**Work to be completed**
Write the data below out exactly as it stands. Do not include the pictures.

··· Data lines

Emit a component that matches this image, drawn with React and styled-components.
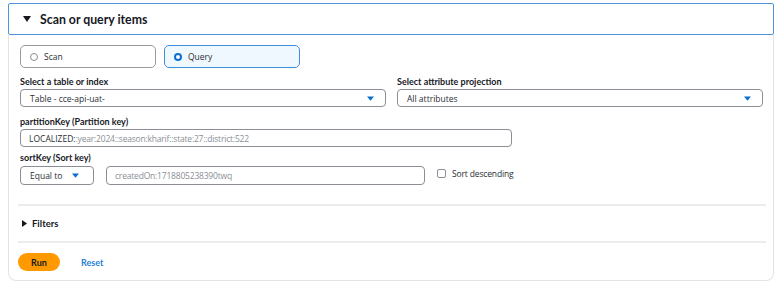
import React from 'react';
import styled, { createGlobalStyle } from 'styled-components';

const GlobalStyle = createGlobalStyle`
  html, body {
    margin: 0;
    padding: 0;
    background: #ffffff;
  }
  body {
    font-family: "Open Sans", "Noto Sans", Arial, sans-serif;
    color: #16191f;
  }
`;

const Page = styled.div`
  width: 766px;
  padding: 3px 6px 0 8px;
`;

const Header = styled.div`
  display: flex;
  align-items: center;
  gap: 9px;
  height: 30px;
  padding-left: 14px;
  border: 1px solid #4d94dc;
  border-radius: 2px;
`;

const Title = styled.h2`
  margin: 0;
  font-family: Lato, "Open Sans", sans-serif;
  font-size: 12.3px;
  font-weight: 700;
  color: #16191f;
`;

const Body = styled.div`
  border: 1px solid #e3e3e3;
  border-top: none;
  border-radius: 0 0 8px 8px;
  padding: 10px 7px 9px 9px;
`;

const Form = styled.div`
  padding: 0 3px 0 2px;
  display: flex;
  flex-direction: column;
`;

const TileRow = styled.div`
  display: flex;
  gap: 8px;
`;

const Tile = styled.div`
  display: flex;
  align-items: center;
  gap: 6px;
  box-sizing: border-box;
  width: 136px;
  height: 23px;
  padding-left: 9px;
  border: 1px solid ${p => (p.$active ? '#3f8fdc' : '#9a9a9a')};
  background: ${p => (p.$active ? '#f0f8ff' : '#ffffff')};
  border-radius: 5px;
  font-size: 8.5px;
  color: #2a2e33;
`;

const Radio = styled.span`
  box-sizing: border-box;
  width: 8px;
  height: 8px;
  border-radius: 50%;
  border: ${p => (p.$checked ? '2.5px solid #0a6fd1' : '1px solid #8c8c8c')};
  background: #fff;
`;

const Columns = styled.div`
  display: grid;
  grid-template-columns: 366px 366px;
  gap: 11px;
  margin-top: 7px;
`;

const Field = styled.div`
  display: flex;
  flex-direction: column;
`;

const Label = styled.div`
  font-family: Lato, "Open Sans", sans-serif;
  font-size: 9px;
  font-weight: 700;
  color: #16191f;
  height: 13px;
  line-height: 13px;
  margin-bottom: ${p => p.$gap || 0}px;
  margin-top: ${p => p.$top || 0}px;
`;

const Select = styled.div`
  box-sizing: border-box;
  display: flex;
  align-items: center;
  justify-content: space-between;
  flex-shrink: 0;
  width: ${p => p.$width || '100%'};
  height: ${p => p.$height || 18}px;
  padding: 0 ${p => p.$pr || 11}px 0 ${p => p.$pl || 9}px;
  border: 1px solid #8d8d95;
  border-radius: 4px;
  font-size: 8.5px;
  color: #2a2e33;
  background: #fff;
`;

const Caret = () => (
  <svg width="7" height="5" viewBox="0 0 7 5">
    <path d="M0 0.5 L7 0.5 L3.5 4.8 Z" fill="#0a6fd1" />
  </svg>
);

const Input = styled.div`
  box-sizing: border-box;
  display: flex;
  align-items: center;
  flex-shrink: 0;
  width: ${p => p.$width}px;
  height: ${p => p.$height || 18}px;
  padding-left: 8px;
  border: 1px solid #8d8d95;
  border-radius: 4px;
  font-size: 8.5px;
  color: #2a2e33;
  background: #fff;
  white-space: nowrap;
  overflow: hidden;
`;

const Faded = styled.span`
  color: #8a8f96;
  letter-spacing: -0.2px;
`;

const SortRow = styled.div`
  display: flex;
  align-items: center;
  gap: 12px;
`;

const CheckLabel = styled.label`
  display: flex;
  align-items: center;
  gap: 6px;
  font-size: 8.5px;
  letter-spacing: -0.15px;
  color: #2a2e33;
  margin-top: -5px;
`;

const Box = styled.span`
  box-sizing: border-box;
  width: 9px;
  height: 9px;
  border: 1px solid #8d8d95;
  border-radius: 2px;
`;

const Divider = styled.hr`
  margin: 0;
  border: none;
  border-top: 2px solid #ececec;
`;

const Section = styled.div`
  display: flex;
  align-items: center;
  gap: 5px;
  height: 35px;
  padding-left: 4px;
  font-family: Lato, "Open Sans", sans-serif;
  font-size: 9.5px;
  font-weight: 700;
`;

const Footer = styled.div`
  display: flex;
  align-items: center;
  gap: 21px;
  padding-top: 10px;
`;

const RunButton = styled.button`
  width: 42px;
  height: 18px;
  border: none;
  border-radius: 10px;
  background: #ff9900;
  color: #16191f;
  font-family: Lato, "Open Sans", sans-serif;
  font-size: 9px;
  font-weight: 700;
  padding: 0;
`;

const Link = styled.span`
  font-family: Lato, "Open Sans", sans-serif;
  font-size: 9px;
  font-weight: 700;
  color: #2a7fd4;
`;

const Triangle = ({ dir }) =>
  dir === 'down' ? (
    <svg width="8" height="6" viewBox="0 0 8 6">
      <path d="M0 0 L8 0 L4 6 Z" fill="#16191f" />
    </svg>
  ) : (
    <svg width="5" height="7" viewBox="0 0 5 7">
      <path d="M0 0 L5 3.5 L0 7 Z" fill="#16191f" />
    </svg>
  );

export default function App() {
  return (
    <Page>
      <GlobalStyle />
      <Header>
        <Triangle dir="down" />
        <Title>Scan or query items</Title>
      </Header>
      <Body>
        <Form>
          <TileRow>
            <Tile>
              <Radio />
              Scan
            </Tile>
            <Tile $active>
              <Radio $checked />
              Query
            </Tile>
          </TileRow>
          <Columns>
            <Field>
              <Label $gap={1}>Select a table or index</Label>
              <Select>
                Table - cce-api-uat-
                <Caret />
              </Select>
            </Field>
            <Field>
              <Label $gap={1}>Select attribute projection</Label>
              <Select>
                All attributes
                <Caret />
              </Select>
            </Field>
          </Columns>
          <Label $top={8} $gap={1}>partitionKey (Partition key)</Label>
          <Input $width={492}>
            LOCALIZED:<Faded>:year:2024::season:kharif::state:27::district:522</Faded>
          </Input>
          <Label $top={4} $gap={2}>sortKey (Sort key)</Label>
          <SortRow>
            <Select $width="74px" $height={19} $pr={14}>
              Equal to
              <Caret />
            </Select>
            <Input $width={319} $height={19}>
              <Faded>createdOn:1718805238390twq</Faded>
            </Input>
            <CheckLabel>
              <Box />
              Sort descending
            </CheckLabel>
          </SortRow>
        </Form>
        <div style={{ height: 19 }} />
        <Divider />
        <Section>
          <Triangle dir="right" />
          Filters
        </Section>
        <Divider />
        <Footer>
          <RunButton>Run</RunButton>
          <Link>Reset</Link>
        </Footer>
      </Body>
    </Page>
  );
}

······

**Answer for this exercise**
Emit a component that matches this image, drawn with React and styled-components.
import React from 'react';
import styled, { createGlobalStyle } from 'styled-components';

const GlobalStyle = createGlobalStyle`
  html, body {
    margin: 0;
    padding: 0;
    background: #ffffff;
  }
  body {
    font-family: "Open Sans", "Noto Sans", Arial, sans-serif;
    color: #16191f;
  }
`;

const Page = styled.div`
  width: 766px;
  padding: 3px 6px 0 8px;
`;

const Header = styled.div`
  display: flex;
  align-items: center;
  gap: 9px;
  height: 30px;
  padding-left: 14px;
  border: 1px solid #4d94dc;
  border-radius: 2px;
`;

const Title = styled.h2`
  margin: 0;
  font-family: Lato, "Open Sans", sans-serif;
  font-size: 12.3px;
  font-weight: 700;
  color: #16191f;
`;

const Body = styled.div`
  border: 1px solid #e3e3e3;
  border-top: none;
  border-radius: 0 0 8px 8px;
  padding: 10px 7px 9px 9px;
`;

const Form = styled.div`
  padding: 0 3px 0 2px;
  display: flex;
  flex-direction: column;
`;

const TileRow = styled.div`
  display: flex;
  gap: 8px;
`;

const Tile = styled.div`
  display: flex;
  align-items: center;
  gap: 6px;
  box-sizing: border-box;
  width: 136px;
  height: 23px;
  padding-left: 9px;
  border: 1px solid ${p => (p.$active ? '#3f8fdc' : '#9a9a9a')};
  background: ${p => (p.$active ? '#f0f8ff' : '#ffffff')};
  border-radius: 5px;
  font-size: 8.5px;
  color: #2a2e33;
`;

const Radio = styled.span`
  box-sizing: border-box;
  width: 8px;
  height: 8px;
  border-radius: 50%;
  border: ${p => (p.$checked ? '2.5px solid #0a6fd1' : '1px solid #8c8c8c')};
  background: #fff;
`;

const Columns = styled.div`
  display: grid;
  grid-template-columns: 366px 366px;
  gap: 11px;
  margin-top: 7px;
`;

const Field = styled.div`
  display: flex;
  flex-direction: column;
`;

const Label = styled.div`
  font-family: Lato, "Open Sans", sans-serif;
  font-size: 9px;
  font-weight: 700;
  color: #16191f;
  height: 13px;
  line-height: 13px;
  margin-bottom: ${p => p.$gap || 0}px;
  margin-top: ${p => p.$top || 0}px;
`;

const Select = styled.div`
  box-sizing: border-box;
  display: flex;
  align-items: center;
  justify-content: space-between;
  flex-shrink: 0;
  width: ${p => p.$width || '100%'};
  height: ${p => p.$height || 18}px;
  padding: 0 ${p => p.$pr || 11}px 0 ${p => p.$pl || 9}px;
  border: 1px solid #8d8d95;
  border-radius: 4px;
  font-size: 8.5px;
  color: #2a2e33;
  background: #fff;
`;

const Caret = () => (
  <svg width="7" height="5" viewBox="0 0 7 5">
    <path d="M0 0.5 L7 0.5 L3.5 4.8 Z" fill="#0a6fd1" />
  </svg>
);

const Input = styled.div`
  box-sizing: border-box;
  display: flex;
  align-items: center;
  flex-shrink: 0;
  width: ${p => p.$width}px;
  height: ${p => p.$height || 18}px;
  padding-left: 8px;
  border: 1px solid #8d8d95;
  border-radius: 4px;
  font-size: 8.5px;
  color: #2a2e33;
  background: #fff;
  white-space: nowrap;
  overflow: hidden;
`;

const Faded = styled.span`
  color: #8a8f96;
  letter-spacing: -0.2px;
`;

const SortRow = styled.div`
  display: flex;
  align-items: center;
  gap: 12px;
`;

const CheckLabel = styled.label`
  display: flex;
  align-items: center;
  gap: 6px;
  font-size: 8.5px;
  letter-spacing: -0.15px;
  color: #2a2e33;
  margin-top: -5px;
`;

const Box = styled.span`
  box-sizing: border-box;
  width: 9px;
  height: 9px;
  border: 1px solid #8d8d95;
  border-radius: 2px;
`;

const Divider = styled.hr`
  margin: 0;
  border: none;
  border-top: 2px solid #ececec;
`;

const Section = styled.div`
  display: flex;
  align-items: center;
  gap: 5px;
  height: 35px;
  padding-left: 4px;
  font-family: Lato, "Open Sans", sans-serif;
  font-size: 9.5px;
  font-weight: 700;
`;

const Footer = styled.div`
  display: flex;
  align-items: center;
  gap: 21px;
  padding-top: 10px;
`;

const RunButton = styled.button`
  width: 42px;
  height: 18px;
  border: none;
  border-radius: 10px;
  background: #ff9900;
  color: #16191f;
  font-family: Lato, "Open Sans", sans-serif;
  font-size: 9px;
  font-weight: 700;
  padding: 0;
`;

const Link = styled.span`
  font-family: Lato, "Open Sans", sans-serif;
  font-size: 9px;
  font-weight: 700;
  color: #2a7fd4;
`;

const Triangle = ({ dir }) =>
  dir === 'down' ? (
    <svg width="8" height="6" viewBox="0 0 8 6">
      <path d="M0 0 L8 0 L4 6 Z" fill="#16191f" />
    </svg>
  ) : (
    <svg width="5" height="7" viewBox="0 0 5 7">
      <path d="M0 0 L5 3.5 L0 7 Z" fill="#16191f" />
    </svg>
  );

export default function App() {
  return (
    <Page>
      <GlobalStyle />
      <Header>
        <Triangle dir="down" />
        <Title>Scan or query items</Title>
      </Header>
      <Body>
        <Form>
          <TileRow>
            <Tile>
              <Radio />
              Scan
            </Tile>
            <Tile $active>
              <Radio $checked />
              Query
            </Tile>
          </TileRow>
          <Columns>
            <Field>
              <Label $gap={1}>Select a table or index</Label>
              <Select>
                Table - cce-api-uat-
                <Caret />
              </Select>
            </Field>
            <Field>
              <Label $gap={1}>Select attribute projection</Label>
              <Select>
                All attributes
                <Caret />
              </Select>
            </Field>
          </Columns>
          <Label $top={8} $gap={1}>partitionKey (Partition key)</Label>
          <Input $width={492}>
            LOCALIZED:<Faded>:year:2024::season:kharif::state:27::district:522</Faded>
          </Input>
          <Label $top={4} $gap={2}>sortKey (Sort key)</Label>
          <SortRow>
            <Select $width="74px" $height={19} $pr={14}>
              Equal to
              <Caret />
            </Select>
            <Input $width={319} $height={19}>
              <Faded>createdOn:1718805238390twq</Faded>
            </Input>
            <CheckLabel>
              <Box />
              Sort descending
            </CheckLabel>
          </SortRow>
        </Form>
        <div style={{ height: 19 }} />
        <Divider />
        <Section>
          <Triangle dir="right" />
          Filters
        </Section>
        <Divider />
        <Footer>
          <RunButton>Run</RunButton>
          <Link>Reset</Link>
        </Footer>
      </Body>
    </Page>
  );
}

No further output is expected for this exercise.